AIM OF THE TASK: Copy each line exactly. Drop every picture.
──────────
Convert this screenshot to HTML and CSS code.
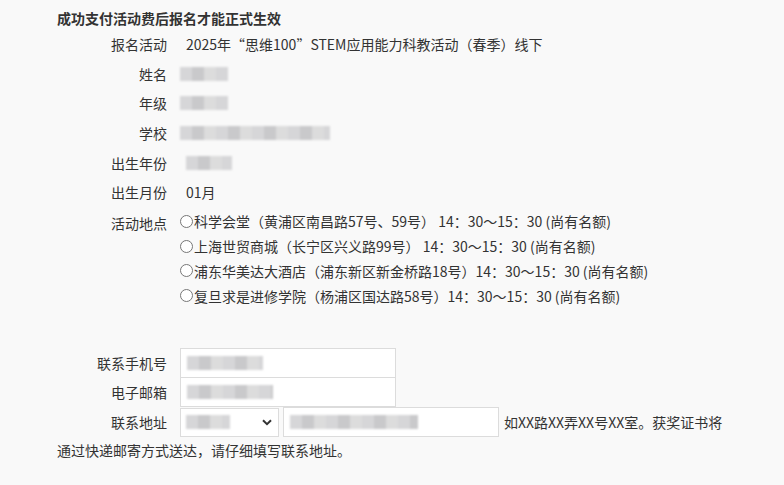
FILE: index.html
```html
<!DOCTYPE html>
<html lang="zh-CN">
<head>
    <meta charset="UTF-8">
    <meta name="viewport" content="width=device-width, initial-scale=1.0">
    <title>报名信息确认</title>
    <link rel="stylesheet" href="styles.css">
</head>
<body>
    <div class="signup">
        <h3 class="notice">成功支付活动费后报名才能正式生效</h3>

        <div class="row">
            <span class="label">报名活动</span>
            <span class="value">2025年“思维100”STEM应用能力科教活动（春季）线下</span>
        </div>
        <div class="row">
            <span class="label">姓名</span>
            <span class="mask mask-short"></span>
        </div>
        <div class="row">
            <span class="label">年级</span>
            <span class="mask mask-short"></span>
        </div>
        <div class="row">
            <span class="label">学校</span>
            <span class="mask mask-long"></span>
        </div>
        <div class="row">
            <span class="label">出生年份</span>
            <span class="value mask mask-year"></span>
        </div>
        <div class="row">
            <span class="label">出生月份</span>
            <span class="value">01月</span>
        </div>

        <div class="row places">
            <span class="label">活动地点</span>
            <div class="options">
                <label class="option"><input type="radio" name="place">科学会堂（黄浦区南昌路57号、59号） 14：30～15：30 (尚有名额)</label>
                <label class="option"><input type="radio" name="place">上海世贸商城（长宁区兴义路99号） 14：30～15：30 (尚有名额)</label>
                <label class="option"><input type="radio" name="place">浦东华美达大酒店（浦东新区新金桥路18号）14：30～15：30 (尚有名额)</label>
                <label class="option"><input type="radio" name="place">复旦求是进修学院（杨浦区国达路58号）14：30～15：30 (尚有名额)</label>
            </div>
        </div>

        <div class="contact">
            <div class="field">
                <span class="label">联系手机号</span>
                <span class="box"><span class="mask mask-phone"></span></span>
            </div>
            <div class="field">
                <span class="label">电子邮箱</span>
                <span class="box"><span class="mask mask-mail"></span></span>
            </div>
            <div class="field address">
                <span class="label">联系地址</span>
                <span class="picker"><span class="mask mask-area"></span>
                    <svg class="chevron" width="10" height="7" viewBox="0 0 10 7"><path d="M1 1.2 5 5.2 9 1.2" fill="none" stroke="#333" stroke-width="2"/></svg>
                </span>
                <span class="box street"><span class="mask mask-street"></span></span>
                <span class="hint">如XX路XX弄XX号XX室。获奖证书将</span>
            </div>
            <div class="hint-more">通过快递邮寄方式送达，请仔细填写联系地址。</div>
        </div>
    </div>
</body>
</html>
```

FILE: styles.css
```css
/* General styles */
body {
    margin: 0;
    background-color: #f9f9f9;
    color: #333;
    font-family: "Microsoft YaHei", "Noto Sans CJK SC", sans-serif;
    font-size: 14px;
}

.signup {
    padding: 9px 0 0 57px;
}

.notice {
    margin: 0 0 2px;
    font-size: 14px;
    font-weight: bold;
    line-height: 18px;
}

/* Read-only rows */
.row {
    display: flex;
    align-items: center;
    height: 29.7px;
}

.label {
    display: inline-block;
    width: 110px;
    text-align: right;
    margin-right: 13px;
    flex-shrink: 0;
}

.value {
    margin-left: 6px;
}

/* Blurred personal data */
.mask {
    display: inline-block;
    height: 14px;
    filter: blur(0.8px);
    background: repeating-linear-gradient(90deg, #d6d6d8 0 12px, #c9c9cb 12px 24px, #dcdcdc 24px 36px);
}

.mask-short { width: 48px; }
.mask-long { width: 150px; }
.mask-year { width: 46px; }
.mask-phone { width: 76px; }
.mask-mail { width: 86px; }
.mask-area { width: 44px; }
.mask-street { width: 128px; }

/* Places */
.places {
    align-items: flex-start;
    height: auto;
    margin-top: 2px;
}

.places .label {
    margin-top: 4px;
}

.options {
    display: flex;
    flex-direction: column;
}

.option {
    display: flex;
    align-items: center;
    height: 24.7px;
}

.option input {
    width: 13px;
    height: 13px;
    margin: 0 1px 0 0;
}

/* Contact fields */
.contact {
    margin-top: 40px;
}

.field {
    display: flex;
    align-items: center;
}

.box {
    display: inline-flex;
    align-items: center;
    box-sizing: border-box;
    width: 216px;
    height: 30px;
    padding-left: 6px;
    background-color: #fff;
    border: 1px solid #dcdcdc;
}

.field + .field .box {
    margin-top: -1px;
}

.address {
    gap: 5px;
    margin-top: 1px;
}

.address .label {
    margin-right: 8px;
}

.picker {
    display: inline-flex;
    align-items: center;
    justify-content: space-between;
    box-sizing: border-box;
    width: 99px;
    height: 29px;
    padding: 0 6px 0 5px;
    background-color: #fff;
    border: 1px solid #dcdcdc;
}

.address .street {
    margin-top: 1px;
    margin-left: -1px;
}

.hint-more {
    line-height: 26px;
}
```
──────────
OUTPUT BELOW:
Convert this screenshot to HTML and CSS code.
FILE: index.html
```html
<!DOCTYPE html>
<html lang="zh-CN">
<head>
    <meta charset="UTF-8">
    <meta name="viewport" content="width=device-width, initial-scale=1.0">
    <title>报名信息确认</title>
    <link rel="stylesheet" href="styles.css">
</head>
<body>
    <div class="signup">
        <h3 class="notice">成功支付活动费后报名才能正式生效</h3>

        <div class="row">
            <span class="label">报名活动</span>
            <span class="value">2025年“思维100”STEM应用能力科教活动（春季）线下</span>
        </div>
        <div class="row">
            <span class="label">姓名</span>
            <span class="mask mask-short"></span>
        </div>
        <div class="row">
            <span class="label">年级</span>
            <span class="mask mask-short"></span>
        </div>
        <div class="row">
            <span class="label">学校</span>
            <span class="mask mask-long"></span>
        </div>
        <div class="row">
            <span class="label">出生年份</span>
            <span class="value mask mask-year"></span>
        </div>
        <div class="row">
            <span class="label">出生月份</span>
            <span class="value">01月</span>
        </div>

        <div class="row places">
            <span class="label">活动地点</span>
            <div class="options">
                <label class="option"><input type="radio" name="place">科学会堂（黄浦区南昌路57号、59号） 14：30～15：30 (尚有名额)</label>
                <label class="option"><input type="radio" name="place">上海世贸商城（长宁区兴义路99号） 14：30～15：30 (尚有名额)</label>
                <label class="option"><input type="radio" name="place">浦东华美达大酒店（浦东新区新金桥路18号）14：30～15：30 (尚有名额)</label>
                <label class="option"><input type="radio" name="place">复旦求是进修学院（杨浦区国达路58号）14：30～15：30 (尚有名额)</label>
            </div>
        </div>

        <div class="contact">
            <div class="field">
                <span class="label">联系手机号</span>
                <span class="box"><span class="mask mask-phone"></span></span>
            </div>
            <div class="field">
                <span class="label">电子邮箱</span>
                <span class="box"><span class="mask mask-mail"></span></span>
            </div>
            <div class="field address">
                <span class="label">联系地址</span>
                <span class="picker"><span class="mask mask-area"></span>
                    <svg class="chevron" width="10" height="7" viewBox="0 0 10 7"><path d="M1 1.2 5 5.2 9 1.2" fill="none" stroke="#333" stroke-width="2"/></svg>
                </span>
                <span class="box street"><span class="mask mask-street"></span></span>
                <span class="hint">如XX路XX弄XX号XX室。获奖证书将</span>
            </div>
            <div class="hint-more">通过快递邮寄方式送达，请仔细填写联系地址。</div>
        </div>
    </div>
</body>
</html>
```

FILE: styles.css
```css
/* General styles */
body {
    margin: 0;
    background-color: #f9f9f9;
    color: #333;
    font-family: "Microsoft YaHei", "Noto Sans CJK SC", sans-serif;
    font-size: 14px;
}

.signup {
    padding: 9px 0 0 57px;
}

.notice {
    margin: 0 0 2px;
    font-size: 14px;
    font-weight: bold;
    line-height: 18px;
}

/* Read-only rows */
.row {
    display: flex;
    align-items: center;
    height: 29.7px;
}

.label {
    display: inline-block;
    width: 110px;
    text-align: right;
    margin-right: 13px;
    flex-shrink: 0;
}

.value {
    margin-left: 6px;
}

/* Blurred personal data */
.mask {
    display: inline-block;
    height: 14px;
    filter: blur(0.8px);
    background: repeating-linear-gradient(90deg, #d6d6d8 0 12px, #c9c9cb 12px 24px, #dcdcdc 24px 36px);
}

.mask-short { width: 48px; }
.mask-long { width: 150px; }
.mask-year { width: 46px; }
.mask-phone { width: 76px; }
.mask-mail { width: 86px; }
.mask-area { width: 44px; }
.mask-street { width: 128px; }

/* Places */
.places {
    align-items: flex-start;
    height: auto;
    margin-top: 2px;
}

.places .label {
    margin-top: 4px;
}

.options {
    display: flex;
    flex-direction: column;
}

.option {
    display: flex;
    align-items: center;
    height: 24.7px;
}

.option input {
    width: 13px;
    height: 13px;
    margin: 0 1px 0 0;
}

/* Contact fields */
.contact {
    margin-top: 40px;
}

.field {
    display: flex;
    align-items: center;
}

.box {
    display: inline-flex;
    align-items: center;
    box-sizing: border-box;
    width: 216px;
    height: 30px;
    padding-left: 6px;
    background-color: #fff;
    border: 1px solid #dcdcdc;
}

.field + .field .box {
    margin-top: -1px;
}

.address {
    gap: 5px;
    margin-top: 1px;
}

.address .label {
    margin-right: 8px;
}

.picker {
    display: inline-flex;
    align-items: center;
    justify-content: space-between;
    box-sizing: border-box;
    width: 99px;
    height: 29px;
    padding: 0 6px 0 5px;
    background-color: #fff;
    border: 1px solid #dcdcdc;
}

.address .street {
    margin-top: 1px;
    margin-left: -1px;
}

.hint-more {
    line-height: 26px;
}
```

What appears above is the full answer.